La vision pro-Poutine du FN s’est pleinement révélée pendant le conflit en Ukraine.
Le père idéologique du Front National s’est réjoui du fait que la Russie de Poutine avait récupéré la Crimée. «La Crimée a toujours appartenu à la Russie», a affirmé Jean-Marie Le Pen, aujourd’hui président d’honneur de ce parti. Marine Le Pen a elle-même d’abord affirmé que la conduite du référendum en Crimée avait été irréprochable (malgré un taux de participation à Sébastopol de… 123 %) avant de soutenir l’idée lancée par Poutine de fédéraliser l’Ukraine.

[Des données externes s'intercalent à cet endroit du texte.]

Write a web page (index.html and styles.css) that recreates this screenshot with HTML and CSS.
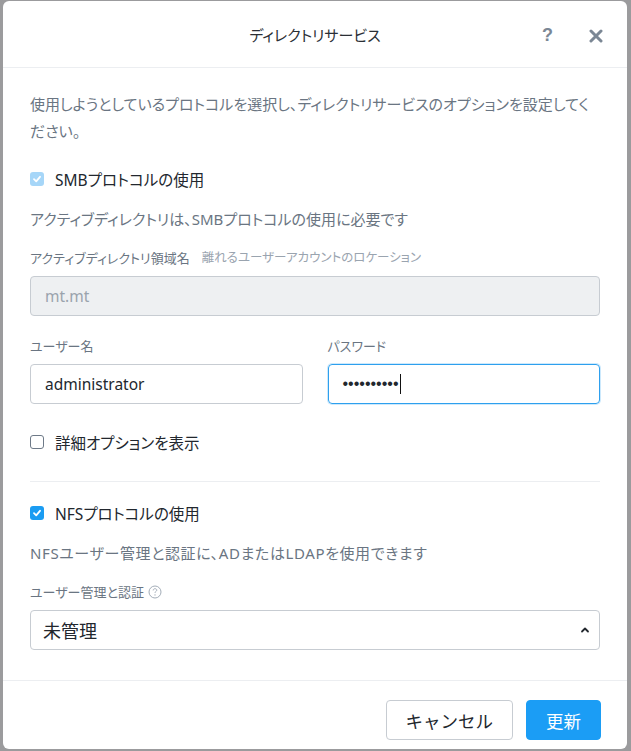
FILE: index.html
```html
<!DOCTYPE html>
<html lang="ja">
<head>
  <meta charset="UTF-8" />
  <meta name="viewport" content="width=device-width, initial-scale=1.0"/>
  <title>ディレクトリサービス</title>
  <link rel="stylesheet" href="styles.css">
</head>
<body>
  <div class="modal">
    <!-- Header -->
    <div class="modal-header">
      <span class="modal-title">ディレクトリサービス</span>
      <div class="header-actions">
        <span class="help">?</span>
        <svg class="close" width="14" height="14" viewBox="0 0 14 14">
          <path d="M2 2 L12 12 M12 2 L2 12" stroke="#7b8795" stroke-width="3" stroke-linecap="round"/>
        </svg>
      </div>
    </div>

    <!-- Body -->
    <div class="modal-body">
      <p class="intro">使用しようとしているプロトコルを選択し、ディレクトリサービスのオプションを設定してく<br>ださい。</p>

      <div class="check-row smb">
        <span class="checkbox checked disabled">
          <svg width="10" height="10" viewBox="0 0 10 10"><path d="M2 5.2 L4.2 7.3 L8 2.8" fill="none" stroke="#fff" stroke-width="1.8" stroke-linecap="round" stroke-linejoin="round"/></svg>
        </span>
        <span class="check-label">SMBプロトコルの使用</span>
      </div>

      <p class="note">アクティブディレクトリは、SMBプロトコルの使用に必要です</p>

      <div class="field">
        <div class="field-label">アクティブディレクトリ領域名<span class="hint">離れるユーザーアカウントのロケーション</span></div>
        <div class="input disabled">mt.mt</div>
      </div>

      <div class="field-pair">
        <div class="field">
          <div class="field-label">ユーザー名</div>
          <div class="input">administrator</div>
        </div>
        <div class="field">
          <div class="field-label">パスワード</div>
          <div class="input focused"><span class="dots">••••••••••</span><span class="caret"></span></div>
        </div>
      </div>

      <div class="check-row detail">
        <span class="checkbox"></span>
        <span class="check-label">詳細オプションを表示</span>
      </div>

      <hr class="divider">

      <div class="check-row nfs">
        <span class="checkbox checked">
          <svg width="10" height="10" viewBox="0 0 10 10"><path d="M2 5.2 L4.2 7.3 L8 2.8" fill="none" stroke="#fff" stroke-width="1.8" stroke-linecap="round" stroke-linejoin="round"/></svg>
        </span>
        <span class="check-label">NFSプロトコルの使用</span>
      </div>

      <p class="note wide">NFSユーザー管理と認証に、ADまたはLDAPを使用できます</p>

      <div class="field">
        <div class="field-label">ユーザー管理と認証
          <svg class="info" width="14" height="14" viewBox="0 0 14 14">
            <circle cx="7" cy="7" r="6" fill="none" stroke="#a3adb8" stroke-width="1"/>
            <path d="M5.2 5.4 C5.2 4.3 6 3.7 7 3.7 C8 3.7 8.8 4.3 8.8 5.2 C8.8 6.3 7 6.4 7 7.8" fill="none" stroke="#a3adb8" stroke-width="1"/>
            <circle cx="7" cy="9.9" r="0.7" fill="#a3adb8"/>
          </svg>
        </div>
        <div class="select">
          <span>未管理</span>
          <svg width="10" height="8" viewBox="0 0 10 8"><path d="M2 5.5 L5 2.5 L8 5.5" fill="none" stroke="#22272e" stroke-width="1.8" stroke-linecap="round" stroke-linejoin="round"/></svg>
        </div>
      </div>
    </div>

    <!-- Footer -->
    <div class="modal-footer">
      <button class="btn">キャンセル</button>
      <button class="btn primary">更新</button>
    </div>
  </div>
</body>
</html>
```

FILE: styles.css
```css
body {
  margin: 0;
  padding: 1px 4px 2px 3px;
  background: #9b9b9d;
  font-family: "Noto Sans", "Noto Sans CJK JP", sans-serif;
  font-feature-settings: "palt";
  color: #22272e;
}

.modal {
  width: 624px;
  height: 748px;
  background: #fff;
  border-radius: 6px;
  display: flex;
  flex-direction: column;
  overflow: hidden;
}

/* Header */
.modal-header {
  height: 66px;
  flex: none;
  display: flex;
  align-items: center;
  justify-content: center;
  position: relative;
  border-bottom: 1px solid #eceef1;
}
.modal-title {
  font-size: 15px;
  color: #2b2f35;
}
.header-actions {
  position: absolute;
  right: 24px;
  top: 24px;
  display: flex;
  align-items: center;
  gap: 36px;
}
.help {
  font-family: "Liberation Sans", sans-serif;
  font-weight: bold;
  font-size: 18px;
  color: #7b8795;
}

/* Body */
.modal-body {
  flex: 1;
  overflow: hidden;
  padding: 23px 27px 0 27px;
}
.intro {
  margin: 0;
  font-size: 15px;
  line-height: 27px;
  color: #6a7582;
}
.note {
  margin: 20px 0 0;
  font-size: 15px;
  line-height: 20px;
  color: #6a7582;
}
.note.wide { letter-spacing: 0.6px; }

.check-row {
  display: flex;
  align-items: center;
  gap: 11px;
  height: 20px;
}
.check-row.smb { margin-top: 24px; }
.check-row.detail { margin-top: 28px; }
.check-row.nfs { margin-top: 21px; }
.check-label {
  font-size: 15.5px;
  color: #22272e;
}
.checkbox {
  width: 14px;
  height: 14px;
  box-sizing: border-box;
  border: 1.5px solid #6e7a88;
  border-radius: 3px;
  display: flex;
  align-items: center;
  justify-content: center;
}
.checkbox.checked {
  border: none;
  background: #1b9cf2;
}
.checkbox.checked.disabled {
  background: #a6d6f8;
}

.field { margin-top: 20px; }
.field-label {
  font-size: 13px;
  line-height: 18px;
  color: #6a7582;
  display: flex;
  align-items: center;
}
.hint {
  color: #9aa4af;
  font-size: 12.5px;
  margin-left: 12px;
}
.info { margin-left: 4px; }

.input, .select {
  margin-top: 9px;
  height: 40px;
  box-sizing: border-box;
  border: 1px solid #c7ccd2;
  border-radius: 4px;
  padding: 0 14px;
  display: flex;
  align-items: center;
  font-size: 15.5px;
  color: #22272e;
}
.input.disabled {
  background: #eef0f2;
  color: #9aa3ad;
}
.input.focused {
  border-color: #2ea0ee;
  box-shadow: 0 0 0 1px #cde9fc;
}
.dots {
  font-family: "Liberation Sans", sans-serif;
  font-size: 16px;
}
.caret {
  width: 1px;
  height: 20px;
  background: #111;
  margin-left: 1px;
}

.field-pair {
  display: grid;
  grid-template-columns: 1fr 1fr;
  gap: 25px;
}
.field-pair .field { margin-top: 21px; }

.divider {
  border: none;
  border-top: 1px solid #eceef1;
  margin: 29px 0 0;
}

.select {
  justify-content: space-between;
  padding: 0 9px 0 12px;
  font-size: 18px;
}

/* Footer */
.modal-footer {
  flex: none;
  border-top: 1px solid #eceef1;
  padding: 19px 26px 9px;
  display: flex;
  justify-content: flex-end;
  gap: 13px;
}
.btn {
  height: 40px;
  padding: 0 19px;
  border: 1px solid #c7ccd2;
  border-radius: 4px;
  background: #fff;
  font-family: "Noto Sans CJK JP", sans-serif;
  font-size: 17.5px;
  color: #22272e;
}
.btn.primary {
  background: #1b9df5;
  border-color: #1b9df5;
  color: #fff;
  padding: 0 19px;
}
```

Les liens entre le Front National et la Russie ne sont pas que politiques. En septembre 2012, une nouvelle chaîne de télévision a été créée, ProRussia TV, qui est une nouvelle facette du média du Kremlin La Voix de la Russie. Malgré les questions répétées des journalistes à ce sujet, cette télévision n’a pas voulu révéler les montants financiers dont elle dispose. On sait toutefois que sa télévision sœur en Allemagne n’a eu aucun problème pour mettre immédiatement sur la table plus de 3 millions d’euros afin de financer ses premières émissions. Chose importante, la chaîne ProRussia TV française emploie des journalistes liés au Front National ou même appartenant au FN (entre autres Sylvie Collet et Gilles Arnaud). Cette télévision est entièrement dominée par le type le plus cru de propagande poutinienne (y compris en ce qui concerne les attaques contre la Pologne). Les gens du FN sont aussi engagés dans nombre d’institutions dont le but est de développer les relations d’affaires entre la France et la Russie.